Watching the Frontline documentary Facing Death was very informative for me. It was helpful to see a lot of concepts we have been learning in class live in action; such things like patient-doctor relationships, communication, family involvement in decision making, and autonomy. As I reflected on the topic of technology and caregiving, two questions stood out to me: how far will I go to prolong my life or the life of a loved one? And would I have the courage to let go when the time comes? I have been sitting with these questions and wondering what my family will think of these questions since culturally they will be involved in any health care decision making. In addition to my above lingering thought, I think technology has become the major form of “caregiving” in the biomedical project for two reasons: time and persistence. These two things stood out to me throughout the readings and the media assignment for this week. Chapple (2010) mentioned heroism, and technology as a tool for “buying time” and “rescue, stabilization and speed”. She mentions that there is an ever-present worry that things aren’t going fast enough for both patient and health care providers. Sandelowki (1991) also mentions the element of time and infers that technology facilitates our persistence to fix—in the case of infertility, the technology of IVF could rescue women from the stigma of infertility. Callahan (2009) offers twenty-two carrots that presently entice the use of technology. The four “carrots” that stood out to me in explaining how technology has become the major form of “caregiving” in the biomedical project are: “American love of technology”, “defensive medicine”, “aggressive promotion and marketing of medical technologies to hospitals and physicians”, and “consumer demand and expectation”(Callahan, 2009). Lawler (2004) brings up an important reason of caregiver compensation been better if connected to technology, and also brings up the idea of “freedom from physical limitations” and the desire of curing the disease and prolonging life taking precedence over caregiving. Any possibility of living as long as possible is more enticing even to a society that is aging and living longer than ever.
There are positive impacts of this development, such as: hope for the patients and their families, competition between hospitals to be ahead of the curve (Callahan, 2009), and a kind of division of labor between technology and physician on behalf of the patient. Some negative impacts are: cost, dependency on said technology, and the illusion that there is a possibility that death can be defeated. Callahan (2009) explains that it seems that despite the expense of technology, there is a resistance to spend less. It is seen as a reasonable and necessary cost and therefore worth the price because life is priceless. Lawler (2004) states that “the inability to think clearly about caregiving—and so the inability to provide as well as we could and should for a basic human need—may be a price to be paid for all the undeniable and wonderful technological success that characterizes our time” (Lawler, 2004).
In facing death (Navasky & O’Connor, 2010), one of the physicians mentioned that technology creates an illusion that they have some control over life and death, but it just prolongs the inevitable. Another physician stated that “there is nothing wrong with pushing the envelope”, but when is it time to stop. Technology has brought many amazing opportunities to diagnose and treat diseases that were once untreatable, and we are living longer than ever, but have we inevitably lost a certain lesson in letting go? Has our fears about dying increased even more as a society? When the technology fails us, and we are riddled with disappointed, how can we die gracefully?

References
Callahan, D. (2009). Chapter 2: Taming the beloved beast: Medical technology. Taming the beloved beast: How medical technology costs are destroying our health care system (pp. 37-66). Princeton, NJ: Princeton University Press.
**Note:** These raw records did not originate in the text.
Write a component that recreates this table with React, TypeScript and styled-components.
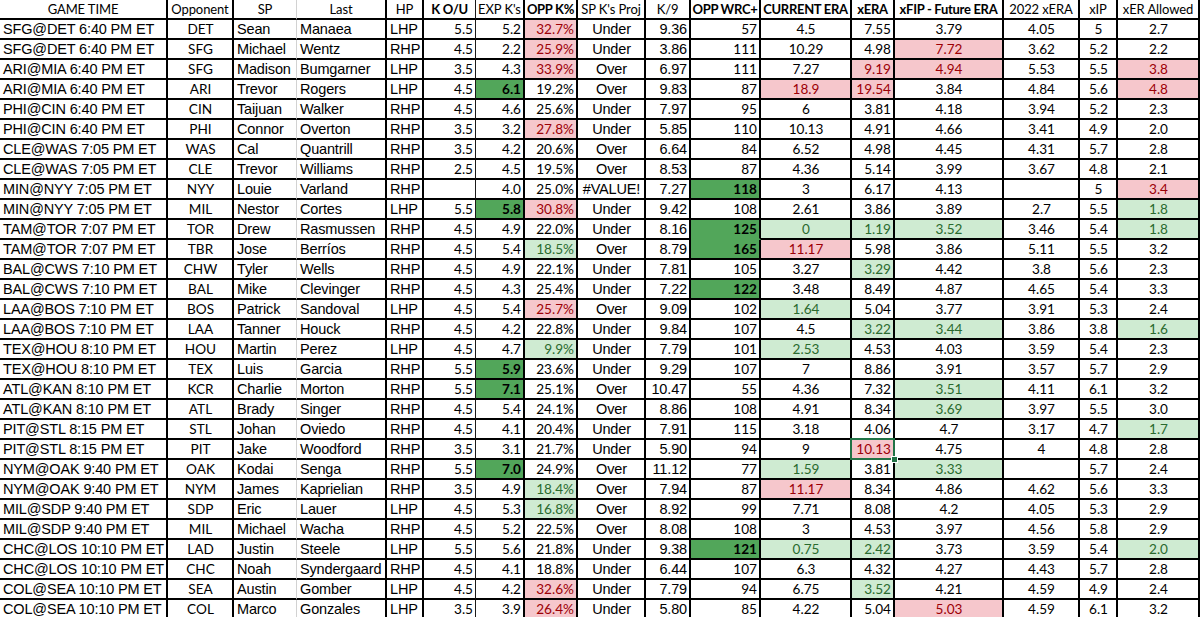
import React from 'react';
import styled, { createGlobalStyle, css } from 'styled-components';

type Align = 'left' | 'center' | 'right';
type FontKind = 'a' | 'c';
type Fill = '' | 'r' | 'g' | 'd' | 'D' | 's';
type RightBorder = 'thick' | 'thin' | 'gray';

interface ColSpec {
  w: number;
  h: string;
  f: FontKind;
  al: Align;
  hb?: boolean;
  rb?: RightBorder;
}

const COLS: ColSpec[] = [
  { w: 168, h: 'GAME TIME', f: 'a', al: 'left' },
  { w: 66, h: 'Opponent', f: 'c', al: 'center' },
  { w: 63, h: 'SP', f: 'a', al: 'left', rb: 'gray' },
  { w: 90, h: 'Last', f: 'a', al: 'left' },
  { w: 37, h: 'HP', f: 'a', al: 'left' },
  { w: 52, h: 'K O/U', f: 'c', al: 'right', hb: true, rb: 'thin' },
  { w: 49, h: "EXP K's", f: 'c', al: 'right' },
  { w: 53, h: 'OPP K%', f: 'c', al: 'right', hb: true },
  { w: 68, h: "SP K's Proj", f: 'a', al: 'center' },
  { w: 45, h: 'K/9', f: 'a', al: 'right' },
  { w: 70, h: 'OPP WRC+', f: 'c', al: 'right', hb: true },
  { w: 91, h: 'CURRENT ERA', f: 'c', al: 'center', hb: true },
  { w: 43, h: 'xERA', f: 'c', al: 'right', hb: true },
  { w: 109, h: 'xFIP - Future ERA', f: 'c', al: 'center', hb: true },
  { w: 76, h: '2022 xERA', f: 'c', al: 'center' },
  { w: 38, h: 'xIP', f: 'c', al: 'center' },
  { w: 82, h: 'xER Allowed', f: 'c', al: 'center' },
];

const RAW: string[] = [
  'SFG@DET 6:40 PM ET|DET|Sean|Manaea|LHP|5.5|5.2|32.7%^r|Under|9.36|57|4.5|7.55|3.79|4.05|5|2.7',
  'SFG@DET 6:40 PM ET|SFG|Michael|Wentz|RHP|4.5|2.2|25.9%^r|Under|3.86|111|10.29|4.98|7.72^r|3.62|5.2|2.2',
  'ARI@MIA 6:40 PM ET|SFG|Madison|Bumgarner|LHP|3.5|4.3|33.9%^r|Over|6.97|111|7.27|9.19^r|4.94^r|5.53|5.5|3.8^r',
  'ARI@MIA 6:40 PM ET|ARI|Trevor|Rogers|LHP|4.5|6.1^d|19.2%|Over|9.83|87|18.9^r|19.54^r|3.84|4.84|5.6|4.8^r',
  'PHI@CIN 6:40 PM ET|CIN|Taijuan|Walker|RHP|4.5|4.6|25.6%|Under|7.97|95|6|3.81|4.18|3.94|5.2|2.3',
  'PHI@CIN 6:40 PM ET|PHI|Connor|Overton|RHP|3.5|3.2|27.8%^r|Under|5.85|110|10.13|4.91|4.66|3.41|4.9|2.0',
  'CLE@WAS 7:05 PM ET|WAS|Cal|Quantrill|RHP|3.5|4.2|20.6%|Over|6.64|84|6.52|4.98|4.45|4.31|5.7|2.8',
  'CLE@WAS 7:05 PM ET|CLE|Trevor|Williams|RHP|2.5|4.5|19.5%|Over|8.53|87|4.36|5.14|3.99|3.67|4.8|2.1',
  'MIN@NYY 7:05 PM ET|NYY|Louie|Varland|RHP||4.0|25.0%|#VALUE!|7.27|118^d|3|6.17|4.13||5|3.4^r',
  'MIN@NYY 7:05 PM ET|MIL|Nestor|Cortes|LHP|5.5|5.8^d|30.8%^r|Under|9.42|108|2.61|3.86|3.89|2.7|5.5|1.8^g',
  'TAM@TOR 7:07 PM ET|TOR|Drew|Rasmussen|RHP|4.5|4.9|22.0%|Under|8.16|125^D|0^g|1.19^g|3.52^g|3.46|5.4|1.8^g',
  'TAM@TOR 7:07 PM ET|TBR|Jose|Berríos|RHP|4.5|5.4|18.5%^g|Over|8.79|165^d|11.17^r|5.98|3.86|5.11|5.5|3.2',
  'BAL@CWS 7:10 PM ET|CHW|Tyler|Wells|RHP|4.5|4.9|22.1%|Under|7.81|105|3.27|3.29^g|4.42|3.8|5.6|2.3',
  'BAL@CWS 7:10 PM ET|BAL|Mike|Clevinger|RHP|4.5|4.3|25.4%|Under|7.22|122^d|3.48|8.49|4.87|4.65|5.4|3.3',
  'LAA@BOS 7:10 PM ET|BOS|Patrick|Sandoval|LHP|4.5|5.4|25.7%^r|Over|9.09|102|1.64^g|5.04|3.77|3.91|5.3|2.4',
  'LAA@BOS 7:10 PM ET|LAA|Tanner|Houck|RHP|4.5|4.2|22.8%|Under|9.84|107|4.5|3.22^g|3.44^g|3.86|3.8|1.6^g',
  'TEX@HOU 8:10 PM ET|HOU|Martin|Perez|LHP|4.5|4.7|9.9%^g|Under|7.79|101|2.53^g|4.53|4.03|3.59|5.4|2.3',
  'TEX@HOU 8:10 PM ET|TEX|Luis|Garcia|RHP|5.5|5.9^d|23.6%|Under|9.29|107|7|8.86|3.91|3.57|5.7|2.9',
  'ATL@KAN 8:10 PM ET|KCR|Charlie|Morton|RHP|5.5|7.1^d|25.1%|Over|10.47|55|4.36|7.32|3.51^g|4.11|6.1|3.2',
  'ATL@KAN 8:10 PM ET|ATL|Brady|Singer|RHP|4.5|5.4|24.1%|Over|8.86|108|4.91|8.34|3.69^g|3.97|5.5|3.0',
  'PIT@STL 8:15 PM ET|STL|Johan|Oviedo|RHP|4.5|4.1|20.4%|Under|7.91|115|3.18|4.06|4.7|3.17|4.7|1.7^g',
  'PIT@STL 8:15 PM ET|PIT|Jake|Woodford|RHP|3.5|3.1|21.7%|Under|5.90|94|9|10.13^s|4.75|4|4.8|2.8',
  'NYM@OAK 9:40 PM ET|OAK|Kodai|Senga|RHP|5.5|7.0^d|24.9%|Over|11.12|77|1.59^g|3.81|3.33^g||5.7|2.4',
  'NYM@OAK 9:40 PM ET|NYM|James|Kaprielian|RHP|3.5|4.9|18.4%^g|Over|7.94|87|11.17^r|8.34|4.86|4.62|5.6|3.3',
  'MIL@SDP 9:40 PM ET|SDP|Eric|Lauer|LHP|4.5|5.3|16.8%^g|Over|8.92|99|7.71|8.08|4.2|4.05|5.3|2.9',
  'MIL@SDP 9:40 PM ET|MIL|Michael|Wacha|RHP|4.5|5.2|22.5%|Over|8.08|108|3|4.53|3.97|4.56|5.8|2.9',
  'CHC@LOS 10:10 PM ET|LAD|Justin|Steele|LHP|5.5|5.6|21.8%|Under|9.38|121^d|0.75^g|2.42^g|3.73|3.59|5.4|2.0^g',
  'CHC@LOS 10:10 PM ET|CHC|Noah|Syndergaard|RHP|4.5|4.1|18.8%|Under|6.44|107|6.3|4.32|4.27|4.43|5.7|2.8',
  'COL@SEA 10:10 PM ET|SEA|Austin|Gomber|LHP|4.5|4.2|32.6%^r|Under|7.79|94|6.75|3.52^g|4.21|4.59|4.9|2.4',
  'COL@SEA 10:10 PM ET|COL|Marco|Gonzales|LHP|3.5|3.9|26.4%^r|Under|5.80|85|4.22|5.04|5.03^r|4.59|6.1|3.2',
];

const ROWS = RAW.map((line) =>
  line.split('|').map((cell) => {
    const [text, fill] = cell.split('^');
    return { text, fill: (fill || '') as Fill };
  })
);

const FILLS: Record<string, { bg: string; fg: string }> = {
  '': { bg: '#ffffff', fg: '#000000' },
  r: { bg: '#f6c7cc', fg: '#9c0006' },
  s: { bg: '#f6c7cc', fg: '#9c0006' },
  g: { bg: '#cfebd2', fg: '#2a6a2e' },
  d: { bg: '#52a65a', fg: '#000000' },
  D: { bg: '#52a65a', fg: '#000000' },
};

const Global = createGlobalStyle`
  html, body {
    margin: 0;
    padding: 0;
    background: #ffffff;
  }
  body {
    overflow: hidden;
  }
`;

const Sheet = styled.div`
  display: grid;
  grid-template-columns: ${COLS.map((c) => `${c.w}px`).join(' ')};
  grid-auto-rows: 20px;
  width: 1200px;
  background: #ffffff;
`;

const rightBorder = (rb: RightBorder) => {
  if (rb === 'gray') return '1px solid #d2d2d2';
  if (rb === 'thin') return '1px solid #1a1a1a';
  return '2px solid #000000';
};

const fontFor = (f: FontKind) =>
  f === 'a'
    ? css`
        font-family: 'Liberation Sans', Arial, sans-serif;
        font-size: 14.5px;
        letter-spacing: -0.15px;
      `
    : css`
        font-family: Lato, 'Open Sans', sans-serif;
        font-size: 13.6px;
      `;

const Cell = styled.div<{
  $align: Align;
  $font: FontKind;
  $fill: Fill;
  $bold?: boolean;
  $rb: RightBorder;
  $merge?: boolean;
}>`
  box-sizing: border-box;
  position: relative;
  padding: 0 2px 0 3px;
  line-height: 18px;
  white-space: nowrap;
  text-align: ${(p) => p.$align};
  border-right: ${(p) => rightBorder(p.$rb)};
  border-bottom: 2px solid ${(p) => (p.$merge ? FILLS[p.$fill].bg : '#000000')};
  background: ${(p) => FILLS[p.$fill].bg};
  color: ${(p) => FILLS[p.$fill].fg};
  font-weight: ${(p) => (p.$bold ? 700 : 400)};
  ${(p) => fontFor(p.$font)}
  ${(p) =>
    p.$fill === 's' &&
    css`
      &::after {
        content: '';
        position: absolute;
        left: -2px;
        top: -2px;
        right: -2px;
        bottom: -2px;
        border: 2px solid #217346;
        pointer-events: none;
      }
      &::before {
        content: '';
        position: absolute;
        right: -5px;
        bottom: -5px;
        width: 5px;
        height: 5px;
        background: #217346;
        border: 1px solid #ffffff;
        z-index: 2;
      }
    `}
`;

const HeadCell = styled(Cell)`
  font-family: Lato, 'Open Sans', sans-serif;
  font-size: 13px;
  letter-spacing: ${(p) => (p.$bold ? '-0.3px' : '-0.1px')};
  text-align: center;
  padding: 0 1px;
  overflow: hidden;
`;

export default function App() {
  return (
    <>
      <Global />
      <Sheet>
        {COLS.map((c, i) => (
          <HeadCell
            key={`h${i}`}
            $align="center"
            $font="c"
            $fill=""
            $bold={c.hb}
            $rb={c.rb || 'thick'}
          >
            {c.h}
          </HeadCell>
        ))}
        {ROWS.map((row, r) =>
          row.map((cell, i) => {
            const col = COLS[i];
            const dark = cell.fill === 'd' || cell.fill === 'D';
            return (
              <Cell
                key={`${r}-${i}`}
                $align={col.al}
                $font={col.f}
                $fill={cell.fill}
                $bold={dark}
                $rb={col.rb || 'thick'}
                $merge={cell.fill === 'D'}
              >
                {cell.text}
              </Cell>
            );
          })
        )}
      </Sheet>
    </>
  );
}
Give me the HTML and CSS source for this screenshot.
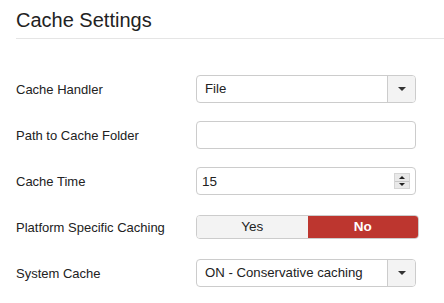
FILE: index.html
```html
<!DOCTYPE html>
<html lang="en">
<head>
    <meta charset="UTF-8">
    <meta name="viewport" content="width=device-width, initial-scale=1.0">
    <title>Cache Settings</title>
    <link rel="stylesheet" href="styles.css">
</head>
<body>
    <header>
        <h2>Cache Settings</h2>
    </header>

    <div class="form">
        <div class="row">
            <label>Cache Handler</label>
            <div class="select">
                <span class="select-value">File</span>
                <span class="caret-box"><span class="caret"></span></span>
            </div>
        </div>
        <div class="row">
            <label>Path to Cache Folder</label>
            <input type="text" class="text-input">
        </div>
        <div class="row">
            <label>Cache Time</label>
            <div class="number-input">
                <span class="number-value">15</span>
                <span class="spinner">
                    <span class="spin-up"></span>
                    <span class="spin-down"></span>
                </span>
            </div>
        </div>
        <div class="row">
            <label>Platform Specific Caching</label>
            <div class="toggle">
                <span class="toggle-btn">Yes</span>
                <span class="toggle-btn active">No</span>
            </div>
        </div>
        <div class="row">
            <label>System Cache</label>
            <div class="select">
                <span class="select-value">ON - Conservative caching</span>
                <span class="caret-box"><span class="caret"></span></span>
            </div>
        </div>
    </div>
</body>
</html>
```

FILE: styles.css
```css
* {
    margin: 0;
    padding: 0;
    box-sizing: border-box;
}
body {
    font-family: "Liberation Sans", Arial, sans-serif;
    font-size: 13px;
    color: #222;
    background-color: #fff;
    padding-left: 16px;
}
header {
    padding-top: 8px;
    padding-bottom: 6px;
    border-bottom: 1px solid #e5e5e5;
}
h2 {
    font-size: 20px;
    font-weight: normal;
    line-height: 24px;
    color: #222;
}
.form {
    display: flex;
    flex-direction: column;
    gap: 18px;
    margin-top: 36px;
}
.row {
    display: grid;
    grid-template-columns: 180px 220px;
    align-items: center;
    height: 28px;
}
.select {
    display: flex;
    height: 28px;
    border: 1px solid #ccc;
    border-radius: 4px;
    overflow: hidden;
}
.select-value {
    flex: 1;
    padding-left: 8px;
    line-height: 26px;
    font-size: 13.2px;
}
.caret-box {
    width: 28px;
    display: flex;
    align-items: center;
    justify-content: center;
    background-color: #f3f3f3;
    border-left: 1px solid #ccc;
}
.caret {
    width: 0;
    height: 0;
    border-left: 4px solid transparent;
    border-right: 4px solid transparent;
    border-top: 4px solid #333;
}
.text-input {
    height: 28px;
    border: 1px solid #ccc;
    border-radius: 4px;
    padding: 0 6px;
    font: inherit;
}
.number-input {
    display: flex;
    align-items: center;
    height: 28px;
    border: 1px solid #ccc;
    border-radius: 4px;
    padding: 0 5px;
    font-size: 13.5px;
}
.number-value {
    flex: 1;
}
.spinner {
    display: flex;
    flex-direction: column;
    width: 16px;
    height: 16px;
    border: 1px solid #d5d5d5;
    background-color: #e9e9e9;
}
.spin-up,
.spin-down {
    flex: 1;
    display: flex;
    align-items: center;
    justify-content: center;
}
.spin-up {
    border-bottom: 1px solid #c8c8c8;
}
.spin-up:after {
    content: '';
    border-left: 3px solid transparent;
    border-right: 3px solid transparent;
    border-bottom: 3px solid #222;
}
.spin-down:after {
    content: '';
    border-left: 3px solid transparent;
    border-right: 3px solid transparent;
    border-top: 3px solid #222;
}
.toggle {
    display: flex;
    width: 223px;
    height: 24px;
    border: 1px solid #ccc;
    border-radius: 4px;
    overflow: hidden;
}
.toggle-btn {
    flex: 1;
    text-align: center;
    line-height: 22px;
    background-color: #f3f3f3;
    color: #222;
    font-size: 13.5px;
}
.toggle-btn.active {
    background-color: #bd362f;
    color: #fff;
    font-weight: bold;
}
```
Chapple, H. S. (2010). Rescue, stabilization, and speed. No place for dying: U.S. hospitals and the ideology of rescue(pp. 53-78). Walnut Creek, CA: Left Coast Press.


Lawler, P. A. (2004). Caregiving and the American individual.Retrieved 10/7/05, 2005, from http://www.bioethics.gov/background/lawler_paper.html


Sandelowski, M. (1991). Compelled to try: The never-enough quality of conceptive technology. Medical Anthropology Quarterly, 5(1), 29-47.